Multi-Cropping Practices: Recent Trends in Double-Cropping
by Allison Borchers, Elizabeth Truex-Powell, Steven Wallander
, and Cynthia Nickerson
Economic Information Bulletin No. (EIB-125) 22 pp, May 2014
What Is the Issue?
Over the last decade, growing demand for agricultural commodities—for both food and fuel—has increased the incentives for farm operators to increase production. One way to expand production is by expanding cropland acres. However, cropland expansion is not without negative environmental consequences. A recent ERS study found that about one-third of the expansion in harvested corn crop acreage represented shifts from hay production, Conservation Reserve Program (CRP) enrollment, or grazing land use—all of which provide important environmental benefits, such as wildlife habitat and carbon reduction.
Another way to expand production and potentially increase the economic returns to farming is to intensify the use of existing cropland. Multi-cropping practices offer various strategies for intensification by allowing multiple uses of a single field during a single time period (such as a calendar year). The four main multi-cropping practices are cover cropping, integrated crop livestock systems, woodland-based systems (such as woodland pasture and agroforestry), and double cropping.
This report focuses on double cropping, which involves the harvest of two crops from the same field in a given year. Double cropping may substitute for expanding cropland acreage and may have fewer negative environmental consequences. The authors developed a baseline analysis of U.S. double-cropping patterns from 1999 to 2012 and briefly explored the role that farm programs may have in farmers’ double-cropping decisions. It is intended to support future discussion on the factors influencing its use and on the merits of expanding its use.
What Did the Study Find?
From 1999 to 2012, double cropping occurred on only about 2 percent of total U.S. cropland in most years, suggesting that relatively few farmers are choosing to adopt this practice. In comparison, from 2006 to 2011, an average of 1 to 2 percent of cropland acres were reported to be cover cropped, and 11 to 26 percent of planted acres for selected crops were grazed following harvest (an example of an integrated crop-livestock system).
The Southeast and Midwest contained the greatest total double-cropped land. The Southeast had about one-third of total U.S. double-cropped acreage (with an average 2.7 million acres), and the Midwest had slightly more than one-fifth (with an average 1.8 million acres). The Pacific Northwest contained the least double-cropped acreage, with an average 92,000 acres. These regional differences can be partly attributed to factors such as climate. For example, the Southeast’s larger acreage share reflects its longer growing season.
Viewed as shares of each region’s total cropland, double cropping was most common in the Northeast, Southeast, and Southwest regions. The Northeast had the highest share (with nearly 10 percent of its cropland double cropped, on average), while the Northern Plains had the lowest share (with less than 0.5 percent double cropped, on average). The large Northeast acreage share suggests that the constraints short growing seasons pose to double cropping can be overcome with alternative crop combinations, production practices, or the use of new technologies, such as hybrid seeds.

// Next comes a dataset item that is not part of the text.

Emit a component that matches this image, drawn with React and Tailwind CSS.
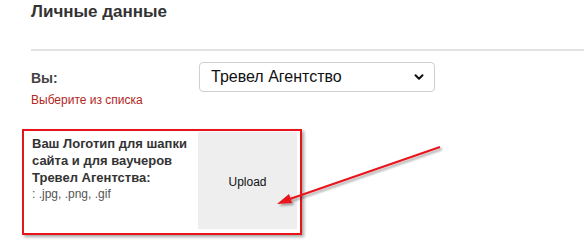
import { ChevronDown } from "lucide-react";

const font = { fontFamily: '"Liberation Sans", Arial, sans-serif' };

function Arrow() {
  return (
    <svg className="pointer-events-none absolute left-0 top-0" width="584" height="247">
      <defs>
        <filter id="sh" x="-20%" y="-20%" width="140%" height="140%">
          <feDropShadow dx="2" dy="2" stdDeviation="1.2" floodColor="#000" floodOpacity="0.35" />
        </filter>
      </defs>
      <g filter="url(#sh)">
        <line x1="440" y1="147" x2="284" y2="201" stroke="#e8141c" strokeWidth="2" />
        <polygon points="277,204 289,194 292,203" fill="#e8141c" />
      </g>
    </svg>
  );
}

export default function App() {
  return (
    <div className="relative h-[247px] w-[584px] overflow-hidden bg-white text-[#333]" style={font}>
      <div className="pl-[31px]">
        <h2 className="h-6 text-[17px] font-bold leading-6 text-[#333]">Личные данные</h2>
        <div className="mt-[25px] h-[2px] bg-[#e2e2e2]" />

        <div className="mt-[11px] flex">
          <div className="w-[168px] pt-[6px]">
            <div className="text-[14px] font-bold leading-5 text-[#444]">Вы:</div>
            <div className="mt-[4px] text-[12px] leading-4 text-[#b3261e]">Выберите из списка</div>
          </div>
          <div className="flex h-[30px] w-[236px] items-center justify-between rounded-[4px] border border-[#cfcfcf] bg-white pl-[11px] pr-[8px]">
            <span className="text-[16px] text-[#111]">Тревел Агентство</span>
            <ChevronDown size={14} strokeWidth={3.5} className="text-[#111]" />
          </div>
        </div>
      </div>

      <div className="ml-[22px] mt-[21px] flex h-[106px] w-[280px] border-2 border-[#e8141c] pb-[4px] pl-[8px] pr-[3px] pt-[1px] shadow-[2px_2px_3px_rgba(0,0,0,0.35)]">
        <div className="flex-1 whitespace-nowrap pt-[3px]">
          <div className="text-[13px] font-bold leading-[17px] text-[#333]">
            Ваш Логотип для шапки
            <br />
            сайта и для ваучеров
            <br />
            Тревел Агентства:
          </div>
          <div className="text-[12px] leading-4 text-[#555]">: .jpg, .png, .gif</div>
        </div>
        <div className="flex w-[99px] items-center justify-center bg-[#eeeeee] pt-[2px] text-[12px] text-[#111]">Upload</div>
      </div>

      <Arrow />
    </div>
  );
}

Changing commodity prices are likely one factor in the decision to double crop. Over time, total double-cropped acreage tracked trends in soybean, winter wheat, and corn prices. When commodity prices were increasing or were relatively high at the time of planting decisions, the total double-cropped acreage also increased.
Slightly more than half of double-cropped acreage included soybeans. Nationally, an average of 53 percent of total double-cropped acres were double cropped with soybeans. Within the Southeast, soybeans represented a much larger share of double-cropped acreage than in other regions.
Crop insurance restrictions—including higher premiums tied to double cropping in some locations, or difficulty obtaining insurance for second crops—may discourage farmers from double cropping. However, if the market or environmental incentives for double cropping change, the crop insurance program has sufficient flexibility to avoid becoming a long-run constraint on double cropping.
How Was the Study Conducted?
The analysis relies primarily on data from the National Agricultural Statistics Service’s (NASS) June Area Survey (JAS) to report on these trends. Data were also compiled from the Agricultural Resource Management Survey (ARMS), which is jointly administered by the Economic Research Service (ERS) and NASS, to investigate the double-cropping combinations farmers use. The USDA’s Risk Management Agency’s (RMA) county-level actuarial master data are explored to discuss the possible impacts of programs and policies on double-cropping decisions.